Our clockwise loop of the town bee-lined us towards The Belfort (below) and St Baafskatherdraal, as I'd climbed Bruges' belfry and got a wonderful sense of the town's layout. However, luck wasn't on our side with it closing just before we reached it. 

There was still plenty to see, including this incongruously shaped building that we could not determine its name or purpose - but a google on my return reports it to be a 'covered space for popular games'. More investigation reveals it resulted from the winning of a competition to invigorate a long neglected part of the city. 

St Baafskathedral and our icy friend.

Between the Belfort and St Baafskathedral was a long stretch of open ground. Generally a square that would have been filled with milling tourists, although on the day we visited it was being utilised by some daredevils on skis, with a retractable cable, ramp and filming crew to catch their jackass-style stunts, in between trams passing...

We also spent some of our time invading the privacy of the Ghent locals, tapping on the glass windows of their street-front rooms, befriending their cats.

Tuesday, April 30, 2013

Brussels in pictures

When visiting for work in the Netherlands I mentioned I was off to Belgium before heading home. More than once I was asked, "why?". True, I could have travelled a little further on the train and scoffed a couple of croissants in Paris, but it was one of the only countries in Western Europe I'd not visited when living in the UK.

The picturesque Bruges and Ghent were a must, but I must admit I was ambivalent about Brussels until I learnt about the Hotel Metropole. Accommodation AND a tourist 'must-see' with its own entry in the guidebook, being one of the 'oldest and grandest' in Brussels was my lure. Initially commission to be built in a pre-existing building by a wealthy brewing family in the late 1800s, no expense was spared creating this grand Art Nouveau hotel. 

I will admit it was a stunningly extravagant hotel, with sumptuous decor, but the staff were off-hand, unhelpful and it lacked an inviting atmosphere - it paled in comparison with the warm and elegant, Oud Huis de Peellaert I had just left in Bruges.

Luckily there was plenty to see in Brussels and, guidebook in hand I started my exploring in the lower town, not moving far from the sensory-overloading Grand Place (Grote Markt), once the medieval trading centre of Brussels.
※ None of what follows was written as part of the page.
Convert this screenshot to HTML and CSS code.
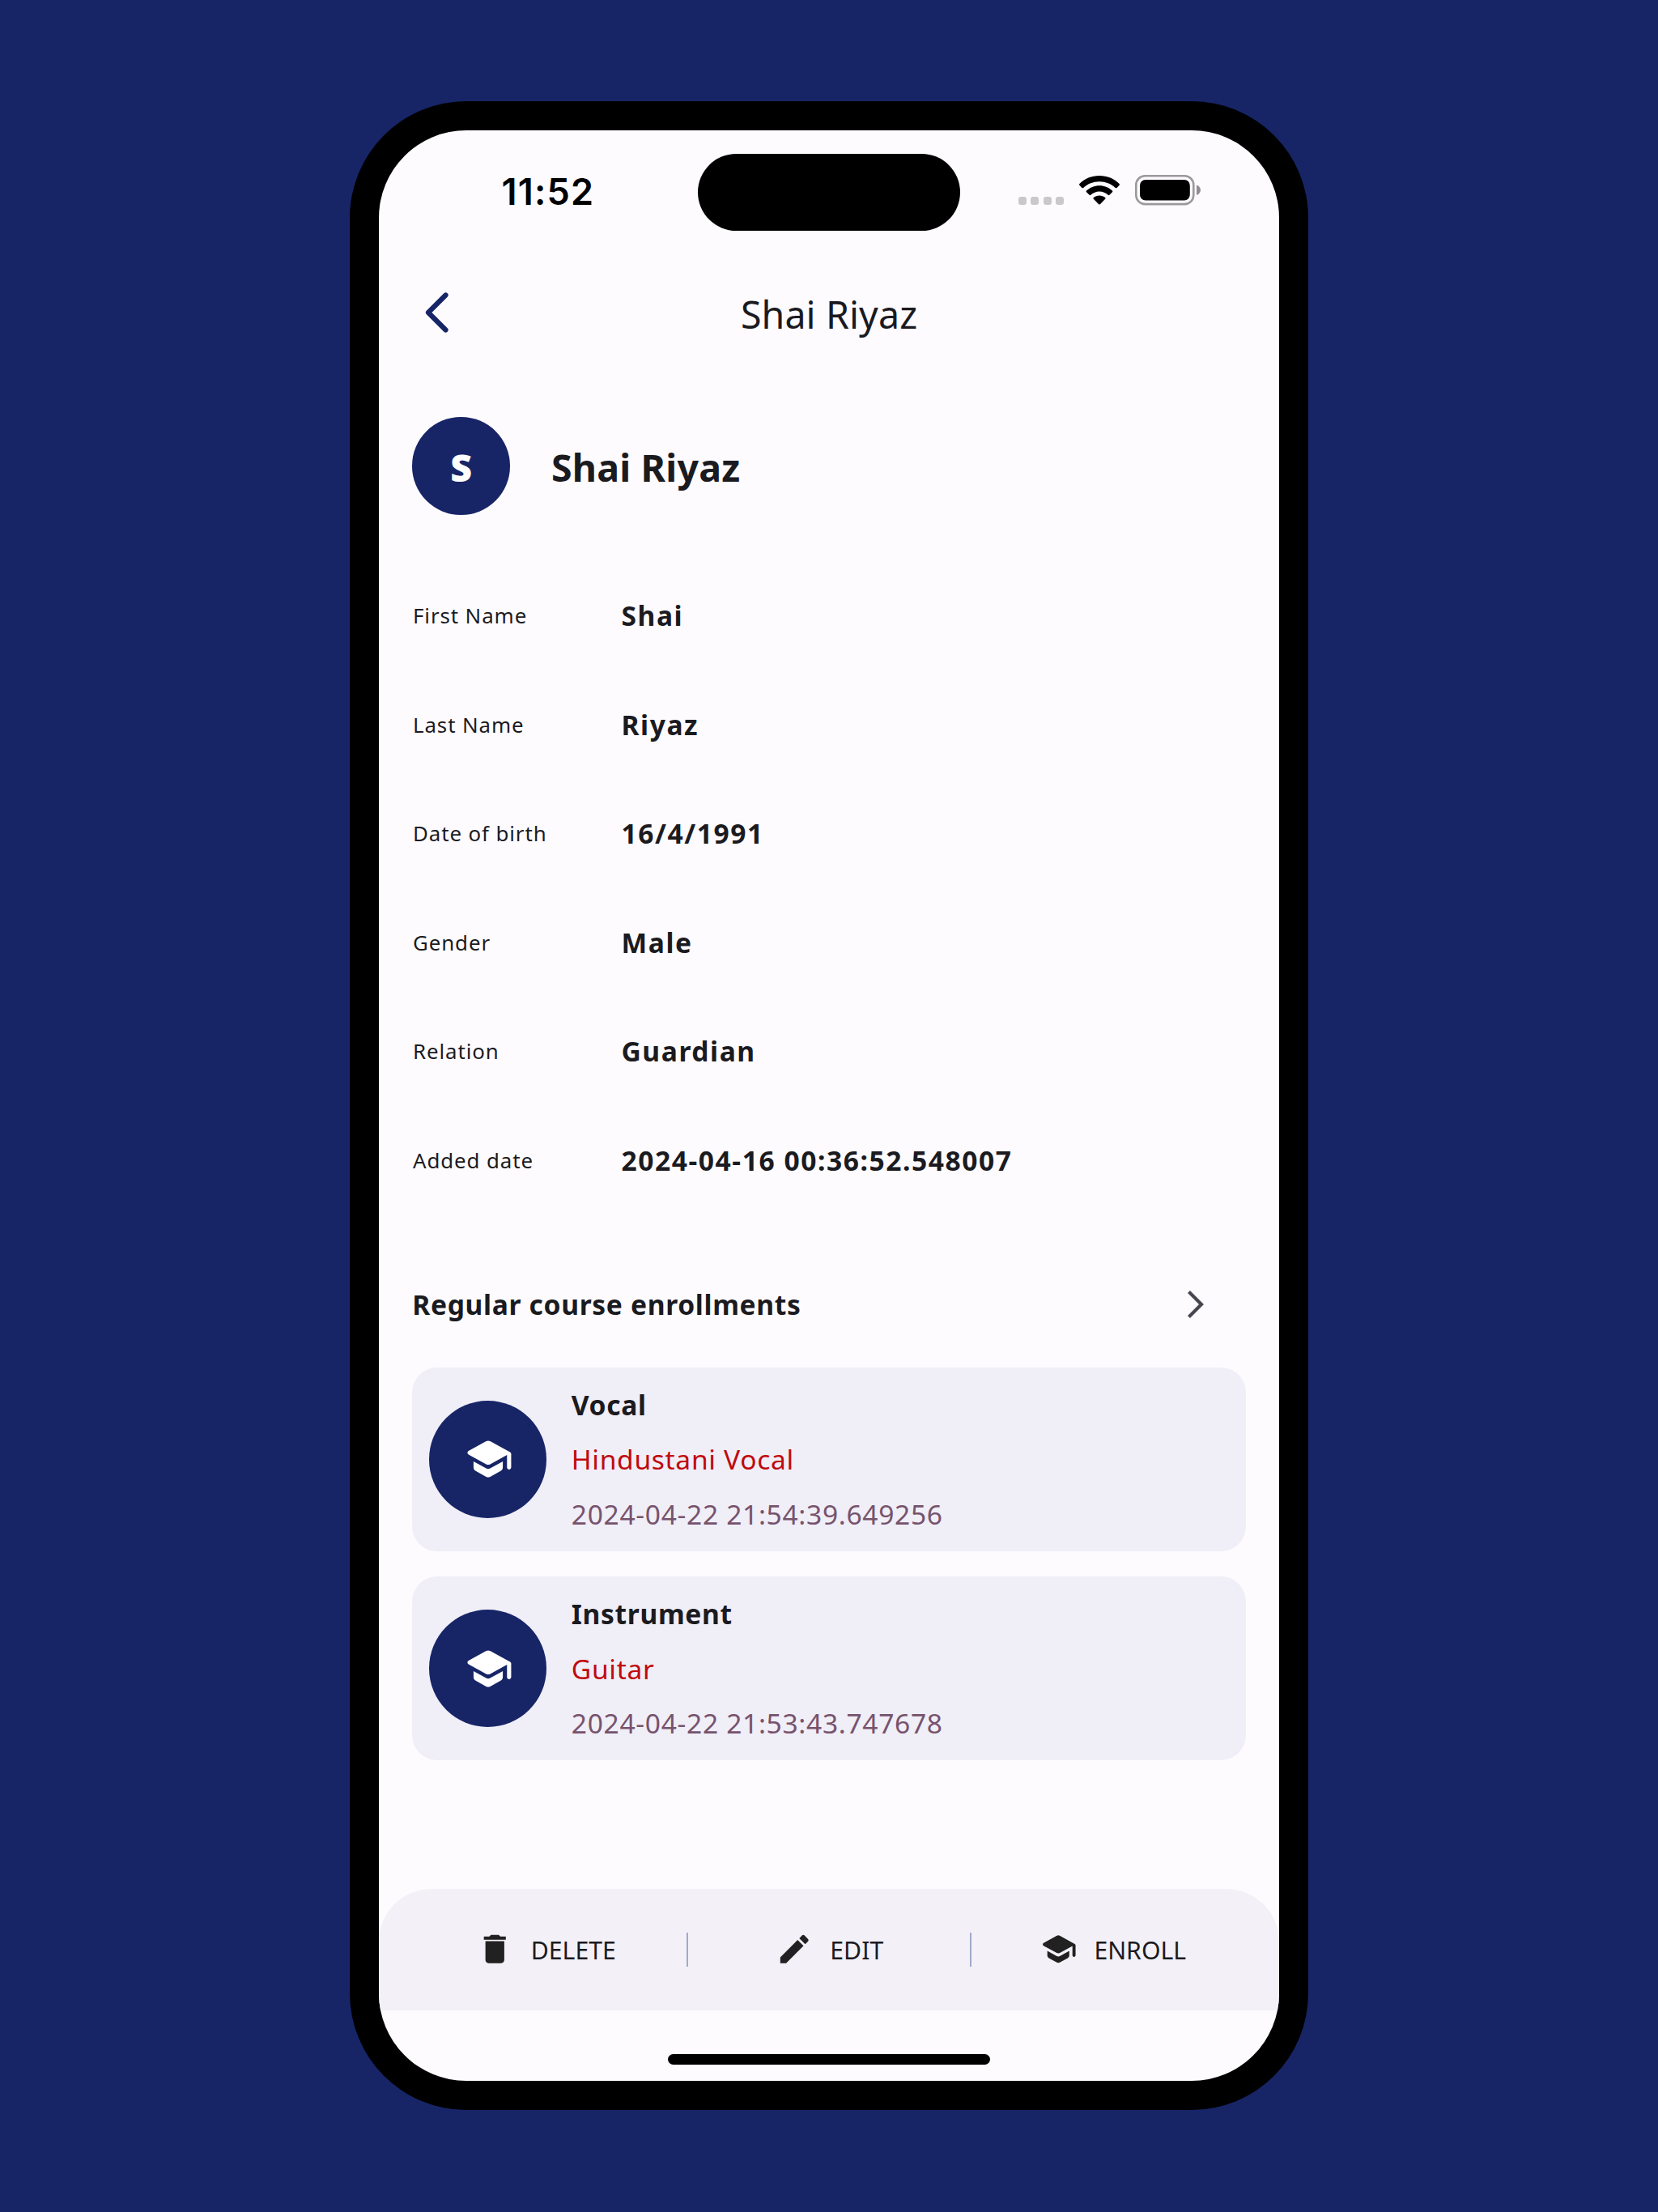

Gilded buildings line each side of the square and perseverance and an eagle eye had its rewards.

Le Renard was built in 1699 as the guild house for haberdashers and the details in the facade included cherubs  playing with haberdashery ribbons!

Hotel de Ville, the town hall of Brussels, was built in the 1400s. With more time I would have liked to have taken a tour to explore the tapestry rooms, to climb the belfry and poke around in the council chambers.  

Further around the square was Rue Charles Buls, featuring an 1899 gilded Art Nouveau plaque dedicated to the city from its appreciative artists. 

Maison du Roi

Le Roi d'Espagne

The streets leading off the square are named reflecting the trading centre it once was.

Rue au Beurre 

Leaving the Market I ventured passed The Falstaff, one of the Art Nouveau cafes dating from 1903.

Crossing Boulevard Anspach, which used to be the route of the River Senne, I looped around to Eglise St-Jean-Baptiste-au-Beguinage. A this baroque church once stood in the heart of a beguinage - the religious order of lay nuns, who 'opted for a secluded existence devoted to charitable deeds, but not bound by strict religious vows' on the death of their husbands. What wonderful ladies.

Galleries St-Hubert is notably the first covered shopping arcade in Europe, opened in 1847. It remains lined with cafes, a cinema, theatre and lots and lots of chocolate shops.

No visit to Brussels is complete without a trip to visit Mannekin Pis. This wee (ha ha) guy has been in place since the early 1600s, although, like the Little Mermaid in Copenhagen, he has been abducted a number of times. There are many rumours as to his background which include that he was the son of a duke from the 12th century, caught taking a leak against a tree, mid-battle, and was commemorated in bronze as a symbol of military courage.

He also receives outfits from visiting dignitaries, usual a miniature version of a national costume. However, he does own an Elvis and a Santa Suit.

Only two remnants of the city walls still stand in Brussels - this is the Tour Noire (The Black Tower), built in the 13th century.

The second, under restoration, can be found in the Upper Town,  

above the Dame de la Chappelle.

A deliciously tart (no pun intended) raspberry pastry and one of the best hot chocolates I've ever had in my life was at the original Le Pain Quotidien as I rested my weary bones on my afternoon wanderings.

Crossing the road took me to a beautiful garden, the Place du Petit Sablon, surrounded by statues of medieval guildsmen.

The Rue de la Regenceregent took me towards the old Art Nouveau department store, Old England, that is now the Musee des Instruments de Musique, 

and down through the Mont des Arts carillion clock  that includes figures from Belgian history that move on the hour.

Back-tracking, I looped back up to the Musees Royaux des Beaux-Arts de Belgique and the national library, with its impressive gardens and boulevards.

Place Royale Konings Plein, with the royal family in residence, was strangely desolate, 

as was the Parc de Bruxelles. I would love to return here in Spring or Summer to see the trees and gardens in their full splendour.

And back to where we started, the Grote Markt, with a turn in the weather.